As for the Tribe, they’ve been the scrappy underdogs all year, and the World Series will be no different.  The Indians have made it this far because Terry Francona has managed his tattered pitching staff with historical deftness, and the starters and relievers have performed brilliantly when called upon.  The Indians batters collectively hit just .168 in the American League Championship Series, which is well below the Mendoza line — but the few hits they got were timely hits, knocking in just enough runs to hand the game to the bullpen after the fifth inning.  And, unlike the Dodgers, for example, the Tribe played stellar defense and helped the bullpen make sure that those one- and two-run leads held up.  It was the kind of baseball John McGraw and Tris Speaker would have appreciated.
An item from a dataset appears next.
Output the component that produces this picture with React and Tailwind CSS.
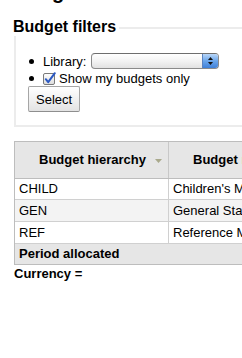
import React from "react";

function Bullet() {
  return <span className="block w-[5px] h-[5px] rounded-full bg-black shrink-0" />;
}

function AquaSelect() {
  return (
    <div className="ml-[5px] w-[128px] h-[16px] rounded-[4px] border border-[#8a8a8a] border-t-[#6e6e6e] bg-gradient-to-b from-[#ffffff] via-[#f3f3f3] to-[#e2e2e2] flex justify-end overflow-hidden">
      <div className="w-[16px] h-full bg-gradient-to-b from-[#b9d6f7] via-[#6aa5ea] to-[#3f80d8] border-l border-[#5a83c0] flex items-center justify-center">
        <svg width="7" height="10" viewBox="0 0 7 10">
          <polygon points="3.5,1 6,4 1,4" fill="#111" />
          <polygon points="1,6 6,6 3.5,9" fill="#111" />
        </svg>
      </div>
    </div>
  );
}

function Checkbox() {
  return (
    <svg width="14" height="13" viewBox="0 0 14 13" className="shrink-0">
      <defs>
        <linearGradient id="cbg" x1="0" y1="0" x2="0" y2="1">
          <stop offset="0" stopColor="#ffffff" />
          <stop offset="1" stopColor="#dcdcdc" />
        </linearGradient>
      </defs>
      <rect x="0.5" y="1.5" width="11" height="11" rx="1.5" fill="url(#cbg)" stroke="#7a7a7a" />
      <path d="M2.8 7.2 L5.2 10.2 L11.8 1.2" fill="none" stroke="#2b59c3" strokeWidth="2" strokeLinecap="round" strokeLinejoin="round" />
    </svg>
  );
}

export default function App() {
  return (
    <div className="w-[242px] h-[358px] overflow-hidden bg-white text-black text-[13px] font-['Liberation_Sans',Arial,sans-serif]">
      <div className="w-[320px] pl-[14px]">
        {/* clipped page heading */}
        <div className="h-[4px] overflow-hidden -ml-px">
          <div className="mt-[-19px] text-[20px] leading-[23px] font-bold whitespace-nowrap">
            Budgets administration
          </div>
        </div>

        {/* fieldset */}
        <div className="mt-[23px] border-2 border-[#ececec] pb-[13px]">
          <div className="-mt-[11px] -ml-[3px] w-fit bg-white pr-[3px] text-[16px] leading-[18px] font-bold whitespace-nowrap">
            Budget filters
          </div>
          <div className="mt-[16px] pl-[13px] flex flex-col">
            <div className="h-[18px] flex items-center">
              <Bullet />
              <span className="ml-[9px] leading-[15px]">Library:</span>
              <AquaSelect />
            </div>
            <div className="h-[16px] flex items-center">
              <Bullet />
              <span className="ml-[9px] flex items-center">
                <Checkbox />
                <span className="ml-[2px] leading-[15px] whitespace-nowrap">Show my budgets only</span>
              </span>
            </div>
          </div>
          <div className="ml-[12px]">
            <button className="h-[26px] px-[7px] border border-[#a6a6a6] border-b-[#8e8e8e] rounded-[2px] bg-gradient-to-b from-[#ffffff] to-[#e3e3e3] text-[13px] leading-[15px] text-black">
              Select
            </button>
          </div>
        </div>

        {/* table */}
        <div className="mt-[14px] border border-[#bdbdbd] border-r-0">
          <div className="h-[37px] flex bg-[#e6e6e6] border-b border-[#bdbdbd] font-bold">
            <div className="w-[154px] border-r border-[#c8c8c8] flex items-center pl-[24px]">
              <span className="whitespace-nowrap">Budget hierarchy</span>
              <svg width="7" height="4" viewBox="0 0 7 4" className="ml-[9px] mt-[2px]">
                <polygon points="0,0 7,0 3.5,4" fill="#a9a98c" />
              </svg>
            </div>
            <div className="flex-1 flex items-center pl-[24px] whitespace-nowrap">Budget name</div>
          </div>
          {[
            ["CHILD", "Children's Materials", "bg-white", "h-[21px]"],
            ["GEN", "General Stacks", "bg-[#f3f3f3]", "h-[22px]"],
            ["REF", "Reference Materials", "bg-white", "h-[22px]"],
          ].map(([code, name, bg, h]) => (
            <div key={code} className={`${h} ${bg} flex border-b border-[#d0d0d0]`}>
              <div className="w-[154px] border-r border-[#d0d0d0] flex items-center pl-[4px]">{code}</div>
              <div className="flex-1 flex items-center pl-[4px] whitespace-nowrap">{name}</div>
            </div>
          ))}
          <div className="h-[20px] bg-[#e6e6e6] flex items-center pl-[4px] font-bold">Period allocated</div>
        </div>
        <div className="mt-[1px] font-bold leading-[16px]">Currency =</div>
      </div>
    </div>
  );
}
I’m convinced that tonight’s game is a crucial one for the Tribe.  They’re facing Jon Lester, who was 19-5 in the regular season and has already won three games in the playoffs, and are going with their best remaining pitcher in Corey Kluber.  Given the anemic performance of the Indians’ offense this postseason, the Tribe simply can’t afford to fall behind and count on big innings to catch up late.  Kluber will need to somehow quiet the Cubs’ powerhouse offense, the Indians will need to scratch and claw for a few runs, and the bullpen will have to come through once again.

It should be a great Series.  Go Tribe!